Harlow, Barbara. “‘Be it Resolved …’: Referenda on Recent Scholarship in the Israel–Palestine Conflict.” Cultural Critique 91 (2015): 190-205.
URL: https://muse.jhu.edu/journals/cultural_critique/v091/91.harlow.html
Extract
Be it resolved that the MLA urge the United States Department of State to contest Israel’s denials of entry to the West Bank by United States academics who have been invited to teach, confer, or do research at Palestinian universities.
—MLA Resolution 2014-1
Resolution 2014-1 of the Modern Language Association (MLA), calling for relief from Israel’s rigidly discriminatory restrictions on the “right to entry” for U.S. academics into Israel and its occupied Palestinian territories, following contentious debate in the weeks preceding, was passed by the organization’s Delegate Assembly at its annual meeting in January 2014. Six months later, in June, the resolution was ultimately not ratified in a referendum put, according to MLA procedure, to the full membership of the influential academic association representing faculty and students involved nationally and internationally in modern language studies.
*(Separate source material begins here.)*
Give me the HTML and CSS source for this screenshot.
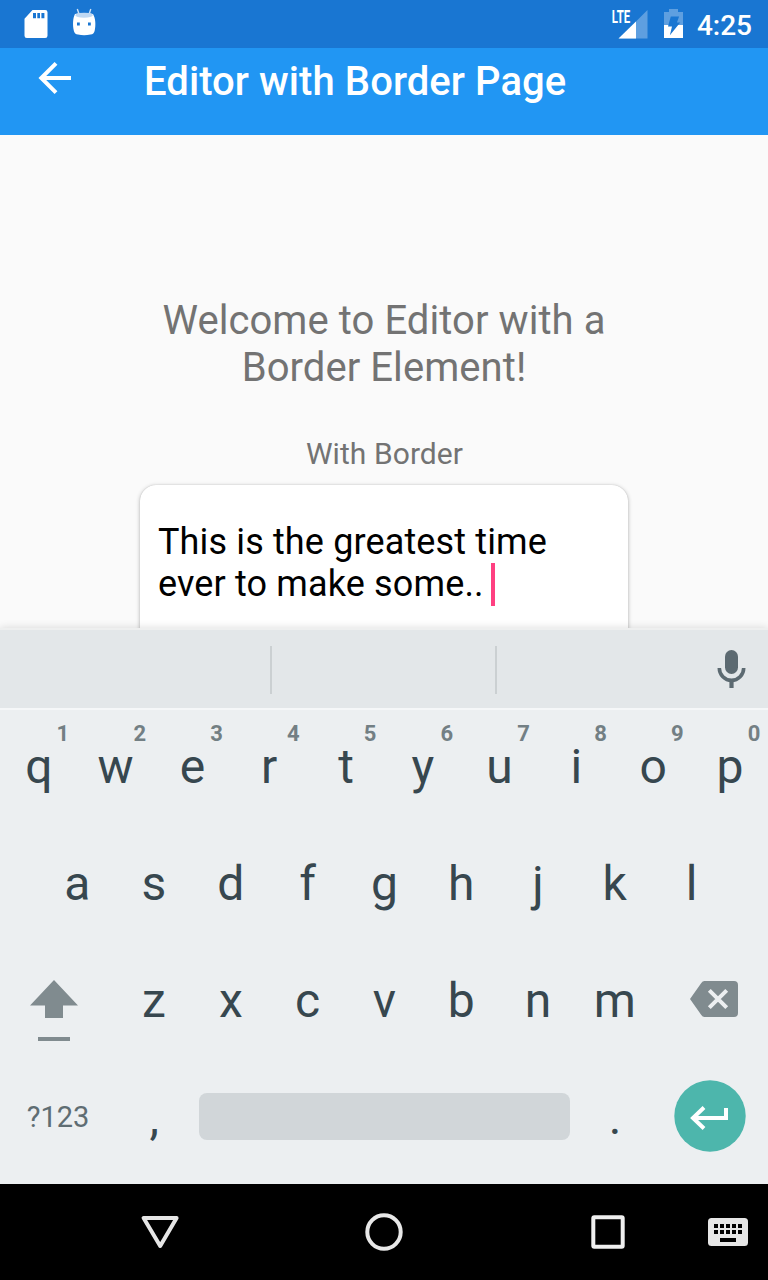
FILE: index.html
```html
<!DOCTYPE html>
<html lang="en">
<head>
<meta charset="utf-8">
<title>Editor with Border Page</title>
<link rel="stylesheet" href="styles.css">
</head>
<body>
<div class="screen">
  <header class="status">
    <svg class="sd" width="24" height="29" viewBox="0 0 24 29"><path fill="#fff" fill-rule="evenodd" d="M8.5 0H21.2Q23.5 0 23.5 2.3V25.7Q23.5 28 21.2 28H2.8Q.5 28 .5 25.7V8.7ZM9 3V8.3H12V3ZM13.3 3V8.3H16V3ZM17.4 3V8.3H20.4V3Z"/></svg>
    <svg class="droid" width="26" height="29" viewBox="0 0 26 29"><path stroke="#cfe1f5" stroke-width="1.4" fill="none" d="M5.3 1 7.2 6.5M18.8 1 17 6.5"/><path fill="#fff" d="M3 6Q12 4 21 6C23.5 10 24 17 22.6 23Q22 26 18.5 26.6Q12 27.8 6 26.6Q2.5 26 1.9 23C.5 17 .8 10 3 6Z"/><path fill="#bfd8f3" d="M3.2 7Q4 5.3 7 5Q12 4.3 17.5 5Q20.5 5.3 21 7Q20 9.6 12 9.8Q4 9.6 3.2 7Z"/><path fill="#1976d2" d="M5 14.6h2.8v2.8H5zM16 14.6h2.8v2.8H16z"/></svg>
    <span class="grow"></span>
    <svg class="signal" width="40" height="40" viewBox="608 0 40 40"><path fill="#5e9fe0" d="M647.5 10V38.5H619Z"/><path fill="#fff" d="M636 21.5V38.5H618.5Z"/><text class="lte" x="611.8" y="22.6" textLength="18.4" lengthAdjust="spacingAndGlyphs">LTE</text></svg>
    <svg class="battery" width="19" height="30" viewBox="664 8 19 30"><path fill="#5e9fe0" d="M669 9h9v3h5v13h-19V12h5z"/><path fill="#fff" d="M664 25h19v13h-19z"/><path fill="#1976d2" d="M670.8 16.5h8.3l-2.2 6.1h3.3l-10.3 12.6 2.1-8.7h-4z"/></svg>
    <span class="time">4:25</span>
  </header>
  <div class="appbar">
    <svg class="back" width="34" height="34" viewBox="38 61 34 34"><path fill="none" stroke="#fff" stroke-width="4" d="M56 63.3 41.3 78 56 92.7M41 78H71"/></svg>
    <h1 class="title">Editor with Border Page</h1>
  </div>
  <main class="page">
    <p class="welcome">Welcome to Editor with a<br>Border Element!</p>
    <p class="label">With Border</p>
    <div class="card">This is the greatest time<br>ever to make some.. <span class="caret"></span></div>
  </main>
  <section class="ime">
    <div class="suggest">
      <span class="cell first"></span><span class="cell second"></span>
      <span class="mic"><svg width="30" height="40" viewBox="716 649 30 40"><rect x="725" y="650" width="13" height="24" rx="6.5" fill="#5c6a71"/><path fill="none" stroke="#5c6a71" stroke-width="3.6" d="M719.3 668A12.2 12.4 0 0 0 743.7 668"/><path fill="#5c6a71" d="M729.4 680h4.2v8h-4.2z"/></svg></span>
    </div>
    <div class="keys">
      <div class="row top">
        <span class="key"><sup class="hint">1</sup>q</span><span class="key"><sup class="hint">2</sup>w</span><span class="key"><sup class="hint">3</sup>e</span><span class="key"><sup class="hint">4</sup>r</span><span class="key"><sup class="hint">5</sup>t</span><span class="key"><sup class="hint">6</sup>y</span><span class="key"><sup class="hint">7</sup>u</span><span class="key"><sup class="hint">8</sup>i</span><span class="key"><sup class="hint">9</sup>o</span><span class="key"><sup class="hint">0</sup>p</span>
      </div>
      <div class="row home">
        <span class="key">a</span><span class="key">s</span><span class="key">d</span><span class="key">f</span><span class="key">g</span><span class="key">h</span><span class="key">j</span><span class="key">k</span><span class="key">l</span>
      </div>
      <div class="row lower">
        <span class="key shift"><svg width="50" height="62" viewBox="29 980 50 62"><path fill="#808b8f" d="M54 980 78 1005.6H63V1018H45V1005.6H30ZM38 1037h32v4H38z"/></svg></span>
        <span class="key">z</span><span class="key">x</span><span class="key">c</span><span class="key">v</span><span class="key">b</span><span class="key">n</span><span class="key">m</span>
        <span class="key delete"><svg width="48" height="36" viewBox="690 981 48 36"><path fill="#808b8f" d="M704.5 981H734Q738 981 738 985V1013Q738 1017 734 1017H704.5Q702.5 1017 701.3 1015L690 999 701.3 983Q702.5 981 704.5 981Z"/><path stroke="#eceff1" stroke-width="4" d="M709.3 990.3 726.7 1007.7M726.7 990.3 709.3 1007.7"/></svg></span>
      </div>
      <div class="row bottom">
        <span class="key symbols">?123</span><span class="key punct">,</span><span class="space"></span><span class="key punct">.</span>
        <span class="key enter"><svg width="72" height="72" viewBox="674 1080 72 72"><circle cx="710" cy="1116" r="35.7" fill="#4db6ac"/><path fill="none" stroke="#fff" stroke-width="4" d="M704 1107.5 693 1118 704 1128.5M692.5 1118H726V1108"/></svg></span>
      </div>
    </div>
  </section>
  <nav class="nav">
    <svg class="nav-back" width="40" height="36" viewBox="140 1214 40 36"><path fill="none" stroke="#e6e6e6" stroke-width="4" stroke-linejoin="round" d="M143.6 1218H176.6L160.2 1246Z"/></svg>
    <svg class="nav-home" width="40" height="40" viewBox="0 0 40 40"><circle cx="20" cy="20" r="16.7" fill="none" stroke="#e8e8e8" stroke-width="4"/></svg>
    <svg class="nav-recent" width="34" height="34" viewBox="0 0 34 34"><rect x="2.3" y="2.3" width="29.4" height="29.4" rx="1" fill="none" stroke="#f0f0f0" stroke-width="4"/></svg>
    <svg class="nav-ime" width="40" height="28" viewBox="708 1218 40 28"><rect x="708" y="1218" width="40" height="28" rx="3.5" fill="#e6e6e6"/><path d="M714 1224h4v4h-4zm6 0h4v4h-4zm6 0h4v4h-4zm6 0h4v4h-4zm6 0h4v4h-4zM714 1230h4v4h-4zm6 0h4v4h-4zm6 0h4v4h-4zm6 0h4v4h-4zm6 0h4v4h-4zM720 1238h16v4h-16z"/></svg>
  </nav>
</div>
</body>
</html>
```
FILE: styles.css
```css
* { box-sizing: border-box; }
body { margin: 0; font-family: Roboto, "Liberation Sans", sans-serif; }
svg { display: block; flex: none; }
.screen { width: 768px; height: 1280px; display: flex; flex-direction: column; overflow: hidden; background: #fafafa; }

.status { height: 48px; flex: none; display: flex; align-items: flex-start; background: #1976d2; color: #fff; }
.sd { margin: 10px 0 0 24px; }
.droid { margin: 8px 0 0 24px; }
.grow { flex: 1; }
.signal { margin-right: 16px; }
.lte { font-size: 17.5px; font-weight: 700; fill: #fff; }
.battery { margin-top: 8px; }
.time { width: 85px; padding: 10px 16px 0 0; text-align: right; font-size: 28px; line-height: 32px; font-weight: 500; }

.appbar { height: 87px; flex: none; display: flex; align-items: flex-start; background: #2196f3; color: #fff; }
.back { margin: 13px 0 0 38px; }
.title { margin: 10px 0 0 72px; font-size: 40px; line-height: 47px; font-weight: 500; letter-spacing: .07px; white-space: nowrap; }

.page { height: 493px; flex: none; overflow: hidden; padding-top: 162px; text-align: center; color: #737373; }
.welcome { margin: 0; font-size: 40px; line-height: 47px; letter-spacing: .07px; }
.label { margin: 45px 0 0; padding-left: 1px; font-size: 30px; line-height: 36px; letter-spacing: .07px; }
.card { width: 488px; height: 200px; margin: 13px auto 0; padding: 36px 18px; border-radius: 16px; background: #fff; box-shadow: 0 1px 4px rgba(0,0,0,.28), 0 0 1px rgba(0,0,0,.2); color: #000; font-size: 36px; line-height: 42px; letter-spacing: .14px; text-align: left; white-space: nowrap; }
.caret { display: inline-block; width: 4px; height: 43px; margin: 0 0 -1px -2px; vertical-align: bottom; background: #ff4081; }

.ime { height: 556px; flex: none; box-shadow: 0 0 8px rgba(0,0,0,.14); background: #eceff1; position: relative; }
.suggest { height: 82px; display: flex; align-items: center; background: #e3e7e9; border-top: 2px solid #eeefef; border-bottom: 2px solid #f5f7f8; }
.cell { height: 48px; margin-top: 2px; border-right: 2px solid #cbd0d2; }
.first { width: 272px; }
.second { width: 225px; }
.mic { margin-left: 219px; }
.keys { height: 474px; color: #37474f; font-size: 48px; line-height: 56px; }
.row { height: 117px; display: flex; }
.key { width: 76.8px; padding: 0 0 4px .8px; display: flex; align-items: center; justify-content: center; position: relative; }
.hint { position: absolute; top: 11px; right: 7.6px; font-size: 22px; line-height: 26px; font-weight: 700; color: #737f84; }
.home { justify-content: center; }
.shift { width: 115.2px; padding: 16px 7px 0 0; }
.delete { width: 115.2px; padding: 0 0 7px 8px; }
.bottom { align-items: center; padding-bottom: 7px; }
.bottom .key { padding-bottom: 0; }
.bottom .symbols { width: 115.2px; padding-top: 2px; font-size: 29px; color: #5f6d73; }
.bottom .punct { padding: 3px 0 0 1.4px; }
.space { width: 371px; height: 47px; margin: 0 6px 0 7px; border-radius: 8px; background: #d1d6d9; }
.bottom .enter { width: 115.2px; padding-left: 0; }

.nav { height: 96px; flex: none; display: flex; align-items: center; background: #000; }
.nav-back { margin-left: 140px; }
.nav-home { margin-left: 184px; }
.nav-recent { margin-left: 187px; }
.nav-ime { margin-left: 83px; }
```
While differing significantly from the even more vociferously debated resolutions passed by related organizations in the previous year (2013) that called for a full academic boycott of Israeli institutions of higher education on the grounds of their complicity—both direct and indirect—in Israel’s “apartheid” policies of occupation of the Palestinian West Bank and Gaza and systemic discrimination against Israeli Arabs, the MLA resolution on the “right to entry” nonetheless engaged the same pressing questions of academic freedom and the legitimacy—and legality—of boycott as a political tactic in the popular struggle against colonialism, both neo- and settler, and on behalf of international human rights. Unlike the boycott resolutions of the Association for Asian American Studies, the American Studies Association and the Native American and Indigenous Studies Association, the MLA resolution had focused most specifically on a right to movement—the right, that is, of academics to travel to destinations in Israeli-occupied Palestine for the purposes of teaching, conferring, and/or conducting research in collaboration with Palestinian and other international colleagues. Such purposes necessarily entailed, however, other rights—such as the civil and political rights to freedom of expression and of association as well as the economic and social right to education, all enshrined in international rights covenants—and their recognition, as well as an acknowledgement of their abridgement under Israeli law for Palestinians and their supporters.